◆ Written instruction:
Restate, exactly and without pictures, the lines from the start of the listing below through the line holding "number; sum: number".

◆ Source data:
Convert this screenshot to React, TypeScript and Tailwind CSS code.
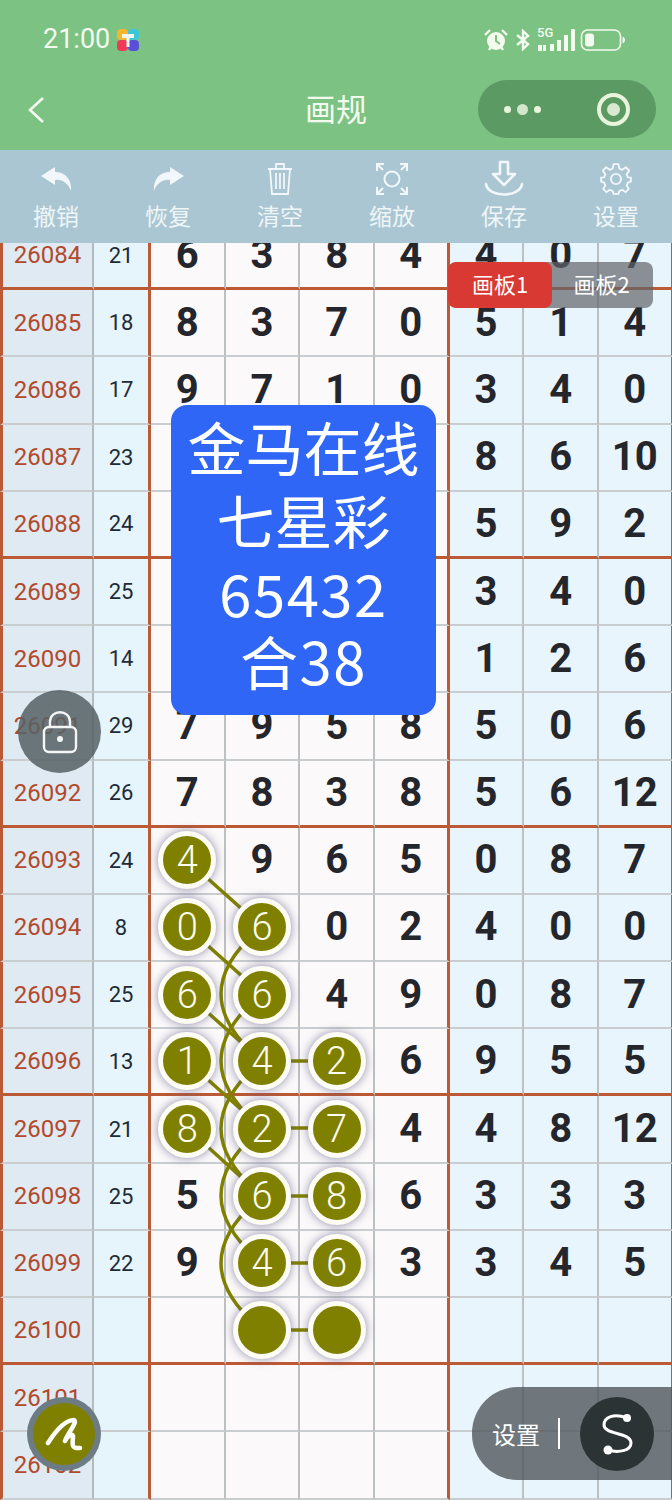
import React from 'react';

type Cell = number | string | null;
type Row = { id: number; sum: number | null; nums: Cell[]; lit?: number[] };

const rows: Row[] = [
  { id: 26084, sum: 21, nums: [6, 3, 8, 4, 4, 0, 7] },
  { id: 26085, sum: 18, nums: [8, 3, 7, 0, 5, 1, 4] },
  { id: 26086, sum: 17, nums: [9, 7, 1, 0, 3, 4, 0] },
  { id: 26087, sum: 23, nums: [null, null, null, null, 8, 6, 10] },
  { id: 26088, sum: 24, nums: [null, null, null, null, 5, 9, 2] },
  { id: 26089, sum: 25, nums: [null, null, null, null, 3, 4, 0] },
  { id: 26090, sum: 14, nums: [null, null, null, null, 1, 2, 6] },
  { id: 26091, sum: 29, nums: [7, 9, 5, 8, 5, 0, 6] },
  { id: 26092, sum: 26, nums: [7, 8, 3, 8, 5, 6, 12] },
  { id: 26093, sum: 24, nums: [4, 9, 6, 5, 0, 8, 7], lit: [0] },
  { id: 26094, sum: 8, nums: [0, 6, 0, 2, 4, 0, 0], lit: [0, 1] },
  { id: 26095, sum: 25, nums: [6, 6, 4, 9, 0, 8, 7], lit: [0, 1] },
  { id: 26096, sum: 13, nums: [1, 4, 2, 6, 9, 5, 5], lit: [0, 1, 2] },
  { id: 26097, sum: 21, nums: [8, 2, 7, 4, 4, 8, 12], lit: [0, 1, 2] },
  { id: 26098, sum: 25, nums: [5, 6, 8, 6, 3, 3, 3], lit: [1, 2] },
  { id: 26099, sum: 22, nums: [9, 4, 6, 3, 3, 4, 5], lit: [1, 2] },
  { id: 26100, sum: null, nums: [null, null, null, null, null, null, null], lit: [1, 2] },
  { id: 26101, sum: null, nums: [null, null, null, null, null, null, null] },
  { id: 26102, sum: null, nums: [null, null, null, null, null, null, null] },
];

const tools = ['撤销', '恢复', '清空', '缩放', '保存', '设置'];

const ToolIcon = ({ index }: { index: number }) => {
  const c = '#f1f7fa';
  if (index === 0 || index === 1) {
    return (
      <svg width="33" height="26" viewBox="0 0 33 26" className={index === 1 ? '-scale-x-100' : ''}>
        <path d="M15 1 L1 10 L15 19 L15 14 C22 13 28 17 31 25 C32 14 26 6 15 6 Z" fill={c} />
      </svg>
    );
  }
  if (index === 2) {
    return (
      <svg width="30" height="34" viewBox="0 0 30 34" fill="none" stroke={c} strokeWidth="1.8">
        <path d="M3 7 H27 M11 7 V2 H19 V7 M5 7 L7 32 H23 L25 7 M11 11 V27 M15 11 V27 M19 11 V27" />
      </svg>
    );
  }
  if (index === 3) {
    return (
      <svg width="34" height="34" viewBox="0 0 34 34" fill="none" stroke={c} strokeWidth="2">
        <circle cx="17" cy="17" r="7.5" />
        <path d="M2 9 V2 H9 M2 2 L8 8 M25 2 H32 V9 M32 2 L26 8 M2 25 V32 H9 M2 32 L8 26 M25 32 H32 V25 M32 32 L26 26" />
      </svg>
    );
  }
  if (index === 4) {
    return (
      <svg width="40" height="38" viewBox="0 0 40 38" fill="none" stroke={c} strokeWidth="2.6" strokeLinejoin="round">
        <path d="M16 2 H24 V14 H31 L20 25 L9 14 H16 Z" />
        <path d="M2 24 C4 38 36 38 38 24" strokeLinecap="round" />
      </svg>
    );
  }
  return (
    <svg width="34" height="34" viewBox="0 0 24 24" fill="none" stroke={c} strokeWidth="1.3" strokeLinejoin="round">
      <circle cx="12" cy="12" r="3.6" />
      <path d="M10.3 1.5 H13.7 L14.3 4.6 L16.4 5.5 L19 3.7 L21.3 6.1 L19.5 8.7 L20.4 10.8 L22.5 11 V13.9 L20.4 14.5 L19.5 16.6 L21 19 L18.8 21.3 L16.4 19.6 L14.3 20.5 L13.7 22.5 H10.3 L9.7 20.5 L7.6 19.6 L5.2 21.3 L3 19 L4.5 16.6 L3.6 14.5 L1.5 13.9 V11 L3.6 10.8 L4.5 8.7 L2.7 6.1 L5 3.7 L7.6 5.5 L9.7 4.6 Z" />
    </svg>
  );
};

const StatusIcons = () => (
  <div className="flex items-center gap-[7px] pr-[46px] text-[#f4fbee]">
    <svg width="26" height="24" viewBox="0 0 26 24" fill="currentColor">
      <circle cx="13" cy="13" r="9" />
      <path d="M2 7 L7 2 M24 7 L19 2 M6 22 L8 19 M20 22 L18 19" stroke="currentColor" strokeWidth="2.4" />
      <path d="M13 7 V13 L17 16" stroke="#7bc283" strokeWidth="2" fill="none" />
    </svg>
    <svg width="14" height="22" viewBox="0 0 14 22" fill="none" stroke="currentColor" strokeWidth="2.4">
      <path d="M1 6 L12 15 L7 20 V2 L12 7 L1 16" />
    </svg>
    <div className="relative h-[24px] w-[42px]">
      <span className="absolute left-0 top-[-2px] font-['Roboto'] text-[13px] font-medium leading-[14px]">5G</span>
      <svg width="42" height="24" viewBox="0 0 42 24" fill="currentColor" className="absolute left-0 top-0">
        <rect x="1" y="17" width="4" height="6" />
        <rect x="6" y="17" width="3" height="6" />
        <rect x="13" y="16" width="4" height="7" />
        <rect x="20" y="12" width="4" height="11" />
        <rect x="27" y="7" width="4" height="16" />
        <rect x="34" y="1" width="4" height="22" />
      </svg>
    </div>
    <svg width="46" height="24" viewBox="0 0 46 24" fill="none" className="-ml-[6px]">
      <rect x="1.5" y="2" width="39" height="20" rx="6" stroke="currentColor" strokeWidth="1.6" />
      <rect x="5" y="5.5" width="9" height="13" rx="3" fill="currentColor" />
      <path d="M43 9 C45 10 45 14 43 15 Z" fill="currentColor" stroke="currentColor" />
    </svg>
  </div>
);

const Ball = ({ value }: { value: Cell }) => (
  <div className="relative z-20 flex h-[58px] w-[58px] items-center justify-center rounded-full border-[5px] border-[#fdfdf6] bg-[#808000] font-['Roboto'] text-[38px] font-light leading-none text-[#fdfdf0] shadow-[0_0_10px_rgba(80,80,125,0.65)]">
    {value}
  </div>
);

const GridRow = ({ row, index }: { row: Row; index: number }) => {
  const bottom =
    index % 4 === 0
      ? 'border-b-[3px] border-b-[#bd5a36]'
      : 'border-b-[2px] border-b-[#c9cdd0]';
  return (
    <div className="grid h-[67.2px] grid-cols-[94px_57px_repeat(7,74.67px)]">
      <div className={`flex items-center justify-center border-l-[3px] border-l-[#bd5a36] border-r-[2px] border-r-[#b4babd] bg-[#dfeaf2] font-['Roboto'] text-[24px] text-[#b2492c] ${bottom}`}>
        {row.id}
      </div>
      <div className={`flex items-center justify-center border-r-[3px] border-r-[#bd5a36] bg-[#e6f4fc] font-['Roboto'] text-[22px] text-[#1e2b35] ${bottom}`}>
        {row.sum}
      </div>
      {row.nums.map((n, i) => {
        const isLit = row.lit?.includes(i);
        const edge =
          i === 3 || i === 6
            ? 'border-r-[3px] border-r-[#bd5a36]'
            : 'border-r-[2px] border-r-[#bcc0c3]';
        return (
          <div
            key={i}
            className={`flex items-center justify-center font-['Roboto'] text-[40px] font-bold text-[#24262b] ${edge} ${bottom} ${i < 4 ? 'bg-[#fcf9fa]' : 'bg-[#e9f5fc]'}`}
          >
            {isLit ? <Ball value={n} /> : n}
          </div>
        );
      })}
    </div>
  );
};

const Links = () => {
  const olive = '#808000';
  const y = [860, 927, 994, 1061, 1128, 1196, 1263, 1330];
  return (
    <svg width="672" height="1500" viewBox="0 0 672 1500" fill="none" stroke={olive} strokeWidth="3.5" className="pointer-events-none absolute left-0 top-0 z-10">
      {[0, 1, 2, 3, 4].map(i => (
        <path key={`d${i}`} d={`M187 ${y[i]} L262 ${y[i + 1]}`} />
      ))}
      {[1, 2, 3, 4, 5].map(i => (
        <path key={`a${i}`} d={`M262 ${y[i]} Q180 ${(y[i] + y[i + 2]) / 2} 262 ${y[i + 2]}`} />
      ))}
      {[3, 4, 5, 6, 7].map(i => (
        <path key={`h${i}`} d={`M262 ${y[i]} L336 ${y[i]}`} />
      ))}
    </svg>
  );
};

export default function App() {
  return (
    <div className="relative h-[1500px] w-[672px] overflow-hidden bg-white font-['Noto_Sans_CJK_SC',sans-serif]">
      {/* status + nav */}
      <header className="h-[150px] bg-[#7bc283]">
        <div className="flex h-[78px] items-center justify-between pl-[43px] pt-[1px]">
          <div className="flex items-center gap-[7px]">
            <span className="font-['Roboto'] text-[27px] leading-none text-[#f4fbee]">21:00</span>
            <svg width="22" height="22" viewBox="0 0 22 22">
              <rect x="0" y="0" width="11" height="11" rx="4" fill="#f5b52e" />
              <rect x="11" y="0" width="11" height="11" rx="4" fill="#3cc7d8" />
              <rect x="0" y="11" width="11" height="11" rx="4" fill="#ee3a55" />
              <rect x="11" y="11" width="11" height="11" rx="4" fill="#5a4fd8" />
              <rect x="5" y="5" width="12" height="4" fill="#f4f4ee" />
              <rect x="9.5" y="9" width="3" height="9" fill="#f4f4ee" />
            </svg>
          </div>
          <StatusIcons />
        </div>
        <div className="relative flex h-[62px] items-center justify-center">
          <svg width="20" height="30" viewBox="0 0 20 30" fill="none" stroke="#f4fbee" strokeWidth="2.6" className="absolute left-[26px] top-[17px]">
            <path d="M17 3 L4 15 L17 27" />
          </svg>
          <span className="-mt-[4px] text-[31px] leading-none text-[#f4fbee]">画规</span>
          <div className="absolute left-[478px] top-[2px] flex h-[58px] w-[178px] items-center rounded-full bg-[#5c9a64] pl-[26px]">
            <span className="h-[7px] w-[7px] rounded-full bg-[#e8f5dc]" />
            <span className="ml-[6px] h-[11px] w-[11px] rounded-full bg-[#d4e6c9]" />
            <span className="ml-[6px] h-[7px] w-[7px] rounded-full bg-[#e8f5dc]" />
            <span className="ml-[56px] flex h-[33px] w-[33px] items-center justify-center rounded-full border-[4px] border-[#e8f5dc]">
              <span className="h-[13px] w-[13px] rounded-full bg-[#d9e9cf]" />
            </span>
          </div>
        </div>
      </header>

      {/* toolbar */}
      <nav className="grid h-[93px] grid-cols-6 bg-[#abc6d3]">
        {tools.map((t, i) => (
          <div key={t} className="flex flex-col items-center">
            <div className="mt-[6px] flex h-[46px] items-center">
              <ToolIcon index={i} />
            </div>
            <span className="text-[23px] leading-[26px] text-[#eef6f8]">{t}</span>
          </div>
        ))}
      </nav>

      {/* chart */}
      <main className="h-[1257px] overflow-hidden">
        <div className="-mt-[20px]">
          {rows.map((r, i) => (
            <GridRow key={r.id} row={r} index={i} />
          ))}
        </div>
      </main>
      <Links />

      {/* board tabs */}
      <div className="absolute left-[448px] top-[262px] z-30 flex">
        <div className="z-10 flex h-[46px] w-[104px] items-center justify-center rounded-[8px] bg-[#d83a33] pb-[3px] text-[22px] text-white">画板1</div>
        <div className="-ml-[8px] flex h-[46px] w-[109px] items-center justify-center rounded-r-[8px] bg-[#5f6468]/70 pb-[3px] pl-[6px] text-[22px] text-white">画板2</div>
      </div>

      {/* notice */}
      <div className="absolute left-[171px] top-[405px] z-30 flex h-[310px] w-[265px] flex-col items-center rounded-[16px] bg-[#2f66f5] pt-[5px] text-[58px] leading-[73px] text-white">
        <span>金马在线</span>
        <span>七星彩</span>
        <span className="tracking-[1.5px]">65432</span>
        <span className="-mt-[5px] tracking-[1.5px]">合38</span>
      </div>

      {/* lock */}
      <div className="absolute left-[18px] top-[690px] z-30 flex h-[83px] w-[83px] items-center justify-center rounded-full bg-[#566065]/85">
        <svg width="36" height="44" viewBox="0 0 36 44" fill="none" stroke="#f4f6f6" strokeWidth="2.4">
          <rect x="2" y="17" width="32" height="25" rx="5" />
          <path d="M8 17 V12 C8 -1 28 -1 28 12 V17" />
          <circle cx="18" cy="29" r="3" fill="#f4f6f6" stroke="none" />
        </svg>
      </div>

      {/* pen */}
      <div className="absolute left-[27px] top-[1397px] z-30 flex h-[74px] w-[74px] items-center justify-center rounded-full bg-[#6d7b85]">
        <div className="flex h-[62px] w-[62px] items-center justify-center rounded-full bg-[#808000]">
          <svg width="38" height="36" viewBox="0 0 38 36" fill="none" stroke="#fff" strokeWidth="4.5" strokeLinecap="round" strokeLinejoin="round">
            <path d="M3 27 C10 16 20 4 29 4 C33 6 22 18 20 25 C23 20 27 17 28 20 C28 26 26 31 31 32 L35 32" />
          </svg>
        </div>
      </div>

      {/* bottom settings pill */}
      <div className="absolute left-[472px] top-[1387px] z-30 flex h-[93px] w-[200px] items-center rounded-l-[46px] bg-[#50585c]/80 pl-[20px]">
        <span className="text-[24px] leading-none text-white">设置</span>
        <span className="ml-[18px] h-[31px] w-[2px] bg-white" />
        <div className="ml-[20px] flex h-[74px] w-[74px] items-center justify-center rounded-full bg-[#2b3335]">
          <svg width="34" height="44" viewBox="0 0 34 44" fill="none" stroke="#fff" strokeWidth="3">
            <path d="M27 6 C14 1 4 5 4 13 C4 23 31 20 31 31 C31 39 18 41 8 38" />
            <circle cx="27" cy="6" r="4" fill="#fff" stroke="none" />
            <circle cx="8" cy="38" r="4.5" fill="#fff" stroke="none" />
          </svg>
        </div>
      </div>
    </div>
  );
}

◆ Written reply:
Convert this screenshot to React, TypeScript and Tailwind CSS code.
import React from 'react';

type Cell = number | string | null;
type Row = { id: number; sum: number | null; nums: Cell[]; lit?: number[] };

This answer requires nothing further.